Nas narrativas sobre nós, negras/os, é muito comum a ênfase ao que o racismo destruiu e destrói - o que é compreensível, dado o seu potencial devastador. No entanto, é preciso que, sem ingenuamente pensarmos que não falarmos sobre ele dará conta do problema, marchemos também para celebrar o que construímos coletivamente, apesar do racismo. Como negras/os, não podemos nos dar ao luxo de pensar, seguindo o teorema de William Thomas (teórico interacionista simbólico), que apenas por definirmos uma situação como real, ela será real em suas consequências, pois pesa sobre nós o fardo do racismo, que nos atinge sem que com ele tenhamos qualquer sintonia ou intenção vivificadora.

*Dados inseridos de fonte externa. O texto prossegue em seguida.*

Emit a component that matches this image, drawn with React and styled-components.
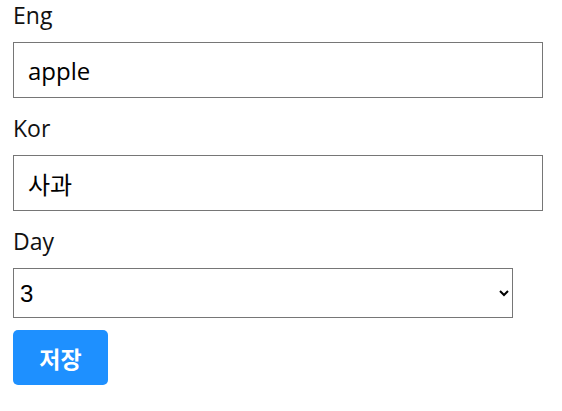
import React, { useState } from 'react';
import styled, { createGlobalStyle } from 'styled-components';

const GlobalStyle = createGlobalStyle`
  body {
    margin: 0;
    background: #fff;
    font-family: "Open Sans", "Noto Sans CJK KR", sans-serif;
  }
`;

const Form = styled.form`
  padding: 0 13px;
`;

const Field = styled.div`
  margin-bottom: 15px;
`;

const Label = styled.label`
  display: block;
  font-size: 23px;
  line-height: 30px;
  color: #111;
  margin-bottom: 12px;
`;

const Input = styled.input`
  box-sizing: border-box;
  display: block;
  width: 530px;
  height: 56px;
  padding: 0 14px;
  border: 1px solid #767676;
  border-radius: 0;
  font-family: "Open Sans", "Noto Sans CJK KR", sans-serif;
  font-size: 24px;
  color: #000;
  outline: none;
`;

const Select = styled.select`
  box-sizing: border-box;
  display: block;
  width: 500px;
  height: 50px;
  padding: 0 2px;
  border: 1px solid #767676;
  border-radius: 0;
  background: #fff;
  font-family: "Liberation Sans", Arial, sans-serif;
  font-size: 24px;
  color: #000;
  margin-bottom: 12px;
`;

const SaveButton = styled.button`
  width: 95px;
  height: 55px;
  border: none;
  border-radius: 5px;
  background: #1e90ff;
  color: #fff;
  font-family: "Noto Sans CJK KR", sans-serif;
  font-size: 23px;
  font-weight: 700;
  cursor: pointer;
`;

const days = [1, 2, 3, 4, 5];

export default function App() {
  const [eng, setEng] = useState('apple');
  const [kor, setKor] = useState('사과');
  const [day, setDay] = useState(3);

  return (
    <>
      <GlobalStyle />
      <Form onSubmit={(e) => e.preventDefault()}>
        <Field>
          <Label>Eng</Label>
          <Input value={eng} onChange={(e) => setEng(e.target.value)} />
        </Field>
        <Field>
          <Label>Kor</Label>
          <Input value={kor} onChange={(e) => setKor(e.target.value)} />
        </Field>
        <Label>Day</Label>
        <Select value={day} onChange={(e) => setDay(Number(e.target.value))}>
          {days.map((d) => (
            <option key={d} value={d}>
              {d}
            </option>
          ))}
        </Select>
        <SaveButton>저장</SaveButton>
      </Form>
    </>
  );
}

É preciso seguir e nos mantermos de pé, revelando e renovando os conhecimentos produzidos por nossos antepassados e, principalmente, buscando facilitar a criação de possibilidades para que os/as nossos/as jovens desenvolvam suas potencialidades e consigam driblar a morte planejada no conforto dos lares abastados e nos bastidores institucionais.

Devemos nos lembrar dos exemplos de luta, recuperar estratégias coletivas de resistência que possam nos manter firmes e não nos fazerem sucumbir. Para isso, precisamos manter nosso amor próprio, cuja permanência requer o amor pela outra pessoa negra também destituída de amor. Com isso, debelaremos uma estratégia de dominação típica de contextos como o Brasil, onde a dominação colonial se perpetua na colonialidade do poder, que controla e inibe os vínculos e os afetos que fazem nascer o sentimento de pertencimento.

Marchamos porque resistimos!
Marchamos porque existimos!

Texto originalmente publicado nos Cadernos Sisterhood, v. 2, n. 1, maio 2017, p. 23-24.